One must of course also mention the art and illustrations. It's certainly well-drawn/painted. Its constant change of style and colour is not so much surreal as it is impressionist, albeit be it impressions through the stained glass of the unorganized (but educated) mind. Though captivating, it's sadly not overly artistic. It works in the flow of the comic, through which a comic can became art, but the individual frames are perhaps not as original as they once seemed.

Finally, I may add that I found the portrayal of mental sickness horrendously disappointing. The story floods the pages with incoherent statements like "I believe God is in Man," "Dirt everywhere" and "April Fools! Your wife is dead and your child's a spastic!!" It is certainly insane, but it is unsubtle and shallow. The book is fascinated with the nature of the crazy, be it Batman or the villains, but since the universe has always represented the insane criminals as flamboyant, it cannot capture the banality of deviant mental patterns. It's all a story about how we watch the mad, not a story about how the world is perceived by those labeled as deviant.
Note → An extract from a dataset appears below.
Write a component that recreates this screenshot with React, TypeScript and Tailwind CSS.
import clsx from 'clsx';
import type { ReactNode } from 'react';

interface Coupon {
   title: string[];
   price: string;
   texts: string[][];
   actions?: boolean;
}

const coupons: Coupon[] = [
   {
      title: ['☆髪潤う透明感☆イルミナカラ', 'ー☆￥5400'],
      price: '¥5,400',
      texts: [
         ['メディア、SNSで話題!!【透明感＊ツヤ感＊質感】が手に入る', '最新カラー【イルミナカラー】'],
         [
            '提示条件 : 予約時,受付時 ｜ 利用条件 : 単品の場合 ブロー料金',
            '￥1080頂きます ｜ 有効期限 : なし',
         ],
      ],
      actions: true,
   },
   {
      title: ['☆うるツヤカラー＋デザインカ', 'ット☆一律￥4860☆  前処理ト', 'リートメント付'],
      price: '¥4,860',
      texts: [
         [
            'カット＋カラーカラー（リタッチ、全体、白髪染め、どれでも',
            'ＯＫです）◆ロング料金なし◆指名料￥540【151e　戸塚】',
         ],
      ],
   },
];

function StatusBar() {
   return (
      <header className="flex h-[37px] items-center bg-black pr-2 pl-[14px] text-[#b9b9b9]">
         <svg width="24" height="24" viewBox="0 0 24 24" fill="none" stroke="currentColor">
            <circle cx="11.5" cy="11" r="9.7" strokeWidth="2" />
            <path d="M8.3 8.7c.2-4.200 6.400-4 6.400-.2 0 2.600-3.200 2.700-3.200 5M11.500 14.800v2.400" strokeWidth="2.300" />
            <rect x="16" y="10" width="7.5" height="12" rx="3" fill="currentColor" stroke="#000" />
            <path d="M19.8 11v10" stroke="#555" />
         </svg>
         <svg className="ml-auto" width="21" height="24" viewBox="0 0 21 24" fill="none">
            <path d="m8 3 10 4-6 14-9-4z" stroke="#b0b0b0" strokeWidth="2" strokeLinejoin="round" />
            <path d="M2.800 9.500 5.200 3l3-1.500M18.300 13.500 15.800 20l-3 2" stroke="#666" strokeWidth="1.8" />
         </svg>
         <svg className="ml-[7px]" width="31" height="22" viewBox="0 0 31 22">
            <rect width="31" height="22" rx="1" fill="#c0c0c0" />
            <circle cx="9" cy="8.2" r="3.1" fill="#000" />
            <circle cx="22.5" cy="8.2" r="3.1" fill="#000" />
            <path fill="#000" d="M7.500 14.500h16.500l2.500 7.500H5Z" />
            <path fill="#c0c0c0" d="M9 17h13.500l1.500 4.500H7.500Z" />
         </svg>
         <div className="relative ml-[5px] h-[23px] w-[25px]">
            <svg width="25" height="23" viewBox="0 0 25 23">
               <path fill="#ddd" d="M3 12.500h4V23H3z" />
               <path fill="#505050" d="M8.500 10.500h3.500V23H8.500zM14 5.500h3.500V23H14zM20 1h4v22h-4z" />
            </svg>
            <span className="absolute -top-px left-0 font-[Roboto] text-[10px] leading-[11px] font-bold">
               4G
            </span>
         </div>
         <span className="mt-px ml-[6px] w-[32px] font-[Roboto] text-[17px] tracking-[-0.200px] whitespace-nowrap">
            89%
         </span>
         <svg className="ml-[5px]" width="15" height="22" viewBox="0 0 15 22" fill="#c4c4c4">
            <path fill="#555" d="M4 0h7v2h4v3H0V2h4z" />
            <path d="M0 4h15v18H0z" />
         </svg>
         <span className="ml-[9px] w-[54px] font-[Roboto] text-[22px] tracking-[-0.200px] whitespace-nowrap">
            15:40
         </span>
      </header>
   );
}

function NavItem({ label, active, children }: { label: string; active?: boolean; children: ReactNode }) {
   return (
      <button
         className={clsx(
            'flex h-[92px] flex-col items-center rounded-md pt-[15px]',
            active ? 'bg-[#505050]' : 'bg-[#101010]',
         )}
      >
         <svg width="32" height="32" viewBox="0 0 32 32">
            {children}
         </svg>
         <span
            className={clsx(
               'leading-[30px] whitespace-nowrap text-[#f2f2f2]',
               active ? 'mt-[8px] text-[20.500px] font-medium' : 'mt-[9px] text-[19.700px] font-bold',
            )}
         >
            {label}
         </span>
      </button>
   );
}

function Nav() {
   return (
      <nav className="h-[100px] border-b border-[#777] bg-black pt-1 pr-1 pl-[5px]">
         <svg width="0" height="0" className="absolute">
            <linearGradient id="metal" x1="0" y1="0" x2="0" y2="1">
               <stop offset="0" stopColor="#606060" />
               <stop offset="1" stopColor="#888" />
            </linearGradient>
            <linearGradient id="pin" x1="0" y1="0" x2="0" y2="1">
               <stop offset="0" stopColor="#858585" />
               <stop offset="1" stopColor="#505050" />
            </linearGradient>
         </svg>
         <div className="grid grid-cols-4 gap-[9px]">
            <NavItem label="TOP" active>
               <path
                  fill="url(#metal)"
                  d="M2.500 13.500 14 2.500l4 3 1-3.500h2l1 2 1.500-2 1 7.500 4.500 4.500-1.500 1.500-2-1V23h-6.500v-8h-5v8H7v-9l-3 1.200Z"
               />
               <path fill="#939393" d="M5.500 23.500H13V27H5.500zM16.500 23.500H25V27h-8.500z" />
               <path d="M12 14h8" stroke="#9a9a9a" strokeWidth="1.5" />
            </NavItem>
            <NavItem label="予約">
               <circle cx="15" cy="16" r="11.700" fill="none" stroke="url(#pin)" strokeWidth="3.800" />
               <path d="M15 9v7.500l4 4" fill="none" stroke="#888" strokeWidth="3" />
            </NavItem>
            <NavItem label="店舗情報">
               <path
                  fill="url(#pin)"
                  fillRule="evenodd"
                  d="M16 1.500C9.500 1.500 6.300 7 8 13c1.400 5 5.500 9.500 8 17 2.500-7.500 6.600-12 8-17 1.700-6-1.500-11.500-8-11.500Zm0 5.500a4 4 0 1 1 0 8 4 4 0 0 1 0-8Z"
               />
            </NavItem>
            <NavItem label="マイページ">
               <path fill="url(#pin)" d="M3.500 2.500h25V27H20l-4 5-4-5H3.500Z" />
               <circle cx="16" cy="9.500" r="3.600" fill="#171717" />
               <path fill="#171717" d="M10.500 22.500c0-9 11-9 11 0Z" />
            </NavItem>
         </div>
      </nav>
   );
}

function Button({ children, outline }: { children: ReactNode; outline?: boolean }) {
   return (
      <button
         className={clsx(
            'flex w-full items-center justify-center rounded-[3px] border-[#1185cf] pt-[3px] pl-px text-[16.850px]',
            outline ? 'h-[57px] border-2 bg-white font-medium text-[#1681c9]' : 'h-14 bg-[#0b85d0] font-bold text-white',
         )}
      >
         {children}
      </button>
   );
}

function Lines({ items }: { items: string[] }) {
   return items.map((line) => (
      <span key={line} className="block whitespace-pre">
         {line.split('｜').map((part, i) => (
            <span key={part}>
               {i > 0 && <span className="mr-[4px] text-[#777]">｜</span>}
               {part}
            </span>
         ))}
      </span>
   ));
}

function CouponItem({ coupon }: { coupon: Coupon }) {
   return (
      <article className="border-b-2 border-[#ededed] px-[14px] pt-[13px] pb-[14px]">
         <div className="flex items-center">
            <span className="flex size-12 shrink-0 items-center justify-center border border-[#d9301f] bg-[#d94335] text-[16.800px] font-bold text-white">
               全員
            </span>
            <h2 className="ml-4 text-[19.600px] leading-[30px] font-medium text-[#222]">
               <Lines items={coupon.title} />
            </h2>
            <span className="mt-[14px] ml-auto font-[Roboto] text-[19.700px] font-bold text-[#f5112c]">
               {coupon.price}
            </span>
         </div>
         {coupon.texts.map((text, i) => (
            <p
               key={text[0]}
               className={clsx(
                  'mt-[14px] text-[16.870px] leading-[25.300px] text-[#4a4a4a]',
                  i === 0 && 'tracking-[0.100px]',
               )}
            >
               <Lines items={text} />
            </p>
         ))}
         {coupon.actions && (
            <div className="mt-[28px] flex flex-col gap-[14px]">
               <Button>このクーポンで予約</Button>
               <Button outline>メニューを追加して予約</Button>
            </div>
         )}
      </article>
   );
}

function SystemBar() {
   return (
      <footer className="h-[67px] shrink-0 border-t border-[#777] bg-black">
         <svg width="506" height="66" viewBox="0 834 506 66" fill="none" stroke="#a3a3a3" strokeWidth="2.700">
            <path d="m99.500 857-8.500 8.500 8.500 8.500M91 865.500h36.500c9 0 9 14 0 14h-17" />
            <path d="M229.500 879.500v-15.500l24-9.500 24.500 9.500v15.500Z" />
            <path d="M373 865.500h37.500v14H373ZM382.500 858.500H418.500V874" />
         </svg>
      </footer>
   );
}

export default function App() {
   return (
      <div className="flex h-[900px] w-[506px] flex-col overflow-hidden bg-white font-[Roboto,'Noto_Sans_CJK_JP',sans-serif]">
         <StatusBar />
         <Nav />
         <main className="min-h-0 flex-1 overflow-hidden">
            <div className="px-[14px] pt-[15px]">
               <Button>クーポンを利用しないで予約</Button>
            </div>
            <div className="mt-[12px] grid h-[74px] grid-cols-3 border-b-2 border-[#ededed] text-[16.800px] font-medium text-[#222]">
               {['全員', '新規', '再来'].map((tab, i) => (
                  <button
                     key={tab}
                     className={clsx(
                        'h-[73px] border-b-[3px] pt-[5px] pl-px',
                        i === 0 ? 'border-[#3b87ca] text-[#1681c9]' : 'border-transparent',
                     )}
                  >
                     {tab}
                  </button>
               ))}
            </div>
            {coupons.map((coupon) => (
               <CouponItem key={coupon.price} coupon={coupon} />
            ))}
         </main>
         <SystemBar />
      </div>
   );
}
From the perspective of the insane, he acts completely rational. His brain and world is different and when he sees the Bat, he acts the way he believes he is suppose to. There is no fascination in that perspective. This is conversely why I liked the Arkham story as he's essentially the only one that views the world as ordered, though it is not. His final regression after the 'incident' is cold, calculative, despairing and completely insane. Yet, he does not seem to 'think' insanity, only act and say it -- though even he goes over-board towards the end.
Also, its Jungian references are heavy-handed and often over-simplified for the sake for artistic flair.

In summery, it's a good read but far from a masterpiece and never truly mesmerizing in the way many other comics can be.